Das Oberlandesgericht Zweibrücken hatte kürzlich über die Haftungsverteilung nach einem Verkehrsunfall zwischen einem nach links auf einen Feldweg abbiegenden Traktorfahrer und einem überholenden Pkw-Fahrer zu entscheiden.
Dem Beschluss des Oberlandesgerichtes Zweibrücken vom 24. April 2024 – Aktz. 1 U 116/23 – lag dabei folgender Sachverhalt zugrunde. Der auf Schadensersatz und Schmerzensgeld klagende Traktorfahrer steuerte seinen Traktor, der bauartbedingt nur 40 km/h schnell fährt. Ein entsprechender Aufkleber war links hinten angebracht. Er beabsichtigte, nach links in einen Feldweg einzubiegen; zu diesem Zweck hatte er den Blinker links gesetzt. Von hinten nahte der Beklagte mit seinem Pkw. Auf der Strecke besteht ein Überholverbot mit Ausnahme von Kraftfahrzeugen und Zügen, die nicht schneller als 25 km/h fahren können oder dürfen. Beim Linksabbiegen kollidierte der Traktor mit dem überholenden Pkw, hierbei wurde der Traktor zerstört und der Kläger nicht unerheblich verletzt. Das Landgericht hatte die Verantwortlichkeit für den Unfall noch allein beim überholenden Pkw-Fahrer gesehen. Hiergegen wendete sich dieser mit seiner Berufung.

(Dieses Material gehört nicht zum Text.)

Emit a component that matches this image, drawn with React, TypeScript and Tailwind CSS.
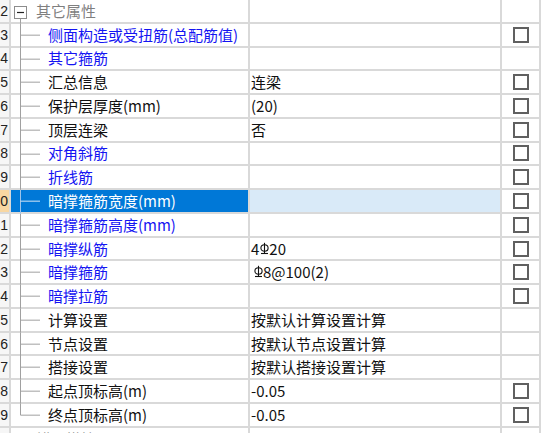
import React from 'react';

type Row = {
  n: number;
  name: string;
  header?: boolean;
  blue?: boolean;
  cb?: boolean;
  selected?: boolean;
  last?: boolean;
  value?: React.ReactNode;
};

function Rebar() {
  return (
    <svg width="9" height="13" viewBox="0 0 9 13" className="inline-block shrink-0">
      <ellipse cx="4.5" cy="6" rx="3.6" ry="3.3" fill="none" stroke="#111" strokeWidth="1.1" />
      <line x1="4.5" y1="0.8" x2="4.5" y2="12" stroke="#111" strokeWidth="1.1" />
      <line x1="1" y1="11.5" x2="8" y2="11.5" stroke="#111" strokeWidth="1.1" />
    </svg>
  );
}

const rows: Row[] = [
  { n: 12, name: '其它属性', header: true },
  { n: 13, name: '侧面构造或受扭筋(总配筋值)', blue: true, cb: true },
  { n: 14, name: '其它箍筋', blue: true },
  { n: 15, name: '汇总信息', value: '连梁', cb: true },
  { n: 16, name: '保护层厚度(mm)', value: '(20)', cb: true },
  { n: 17, name: '顶层连梁', value: '否', cb: true },
  { n: 18, name: '对角斜筋', blue: true, cb: true },
  { n: 19, name: '折线筋', blue: true, cb: true },
  { n: 20, name: '暗撑箍筋宽度(mm)', blue: true, cb: true, selected: true },
  { n: 21, name: '暗撑箍筋高度(mm)', blue: true, cb: true },
  {
    n: 22,
    name: '暗撑纵筋',
    blue: true,
    cb: true,
    value: (
      <span className="flex items-center">
        4<span className="w-[1px]" />
        <Rebar />
        20
      </span>
    ),
  },
  {
    n: 23,
    name: '暗撑箍筋',
    blue: true,
    cb: true,
    value: (
      <span className="flex items-center pl-[3px]">
        <Rebar />
        8@100(2)
      </span>
    ),
  },
  { n: 24, name: '暗撑拉筋', blue: true, cb: true },
  { n: 25, name: '计算设置', value: '按默认计算设置计算' },
  { n: 26, name: '节点设置', value: '按默认节点设置计算' },
  { n: 27, name: '搭接设置', value: '按默认搭接设置计算' },
  { n: 28, name: '起点顶标高(m)', value: '-0.05', cb: true },
  { n: 29, name: '终点顶标高(m)', value: '-0.05', cb: true, last: true },
  { n: 30, name: '锚固搭接', header: true },
];

function Tree({ row }: { row: Row }) {
  const c = row.selected ? '#9cc3ea' : '#a0a0a0';
  if (row.header) {
    return (
      <svg width="25" className="shrink-0 self-start h-[calc(100%+2px)] overflow-visible">
        {row.n === 12 && <line x1="9.5" y1="18" x2="9.5" y2="100%" stroke={c} strokeWidth="1" />}
        <rect x="3.5" y="6.5" width="12" height="12" fill="#fff" stroke="#8c8c8c" strokeWidth="1" />
        <line x1="6" y1="12.5" x2="13" y2="12.5" stroke="#222" strokeWidth="1.2" />
      </svg>
    );
  }
  return (
    <svg width="37" className="shrink-0 self-start h-[calc(100%+2px)] overflow-visible">
      <line x1="9.5" y1="0" x2="9.5" y2={row.last ? '47%' : '100%'} stroke={c} strokeWidth="1" />
      <line x1="9.5" y1="47%" x2="29" y2="47%" stroke={row.selected ? '#d6e6f6' : c} strokeWidth="1" />
    </svg>
  );
}

export default function App() {
  return (
    <div
      className="w-[552px] h-[433px] overflow-hidden bg-white"
      style={{ fontFamily: '"Noto Sans CJK SC", "Noto Sans", sans-serif' }}
    >
      {rows.map((row) => {
        const nameColor = row.selected
          ? 'text-white'
          : row.header
            ? 'text-[#7f7f7f]'
            : row.blue
              ? 'text-[#1414f2]'
              : 'text-[#111]';
        return (
          <div key={row.n} className="flex h-[23.78px] text-[15px] leading-none">
            <div
              className={`w-[11px] shrink-0 flex items-center justify-end overflow-hidden border-r-2 border-b-2 border-[#d9d9d9] pr-[1px] text-[14px] text-[#222] ${
                row.selected ? 'bg-[#f8d7a2]' : 'bg-[#f6f6f6]'
              }`}
              style={{ fontFamily: '"Liberation Sans", sans-serif' }}
            >
              {row.n}
            </div>
            <div
              className={`w-[239px] shrink-0 flex items-center border-r-2 border-b-2 border-[#d9d9d9] whitespace-nowrap overflow-visible ${nameColor} ${
                row.selected ? 'bg-[#0078d7]' : ''
              }`}
            >
              <Tree row={row} />
              <span className="pb-[1px]">{row.name}</span>
            </div>
            <div
              className={`w-[252px] shrink-0 flex items-center border-r-2 border-b-2 border-[#d9d9d9] pl-[1px] text-[#111] whitespace-nowrap ${
                row.selected ? 'bg-[#d9eaf8]' : ''
              }`}
            >
              <span className="pb-[1px]">{row.value}</span>
            </div>
            <div className="w-[39px] shrink-0 flex items-center justify-center border-r-2 border-b-2 border-[#d9d9d9]">
              {row.cb && <div className="w-[16px] h-[16px] border-2 border-[#606060] bg-white" />}
            </div>
          </div>
        );
      })}
    </div>
  );
}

Auf seine Berufung hin hat das OLG Zweibrücken die Haftungsquote geändert. Der Traktorfahrer haftet für die Unfallfolgen mit 25 %, der Pkw-Fahrer zu 75 %. Die Verpflichtung der Beteiligten zum Ersatz der Unfallschäden hänge insbesondere davon ab, inwieweit diese von dem einen oder dem anderen Teil verursacht worden seien. Nach anerkannten Regeln seien bei der Abwägung nur solche Umstände relevant, die ursächlich für den Schaden geworden seien. Die für die Abwägung maßgeblichen Umstände müssten nach Grund und Gewicht feststehen, d.h. unstreitig, zugestanden oder bewiesen sein. Im konkreten Fall stehe fest, dass der Traktorfahrer gegen die ihn treffende doppelte Rückschaupflicht verstoßen habe; ein Linksabbieger müsse sich vor dem Einordnen und nochmals unmittelbar vor dem Abbiegen vergewissern, dass das beabsichtigte Abbiegen gefahrlos möglich sei.
Der Pkw-Fahrer habe demgegenüber das Überholverbot missachtet und zudem bei unklarer Verkehrslage überholt; diese ergebe sich aus dem nach links am Traktor gesetzten Blinker. Die mehrfachen und nicht unerheblichen Verstöße gegen Regeln des Straßenverkehrsrechts rechtfertige die überwiegende Haftung des Pkw-Fahrers. Die Mitverantwortlichkeit des Traktorfahrers trete demgegenüber nicht zurück. Zwar kommt unter Umständen auch eine Alleinhaftung des Überholenden in Betracht; dies indes nur dann, wenn sich das Überholen als grob verkehrswidrig und rücksichtslos darstellt. Hiervon sei für den Streitfall nicht auszugehen gewesen.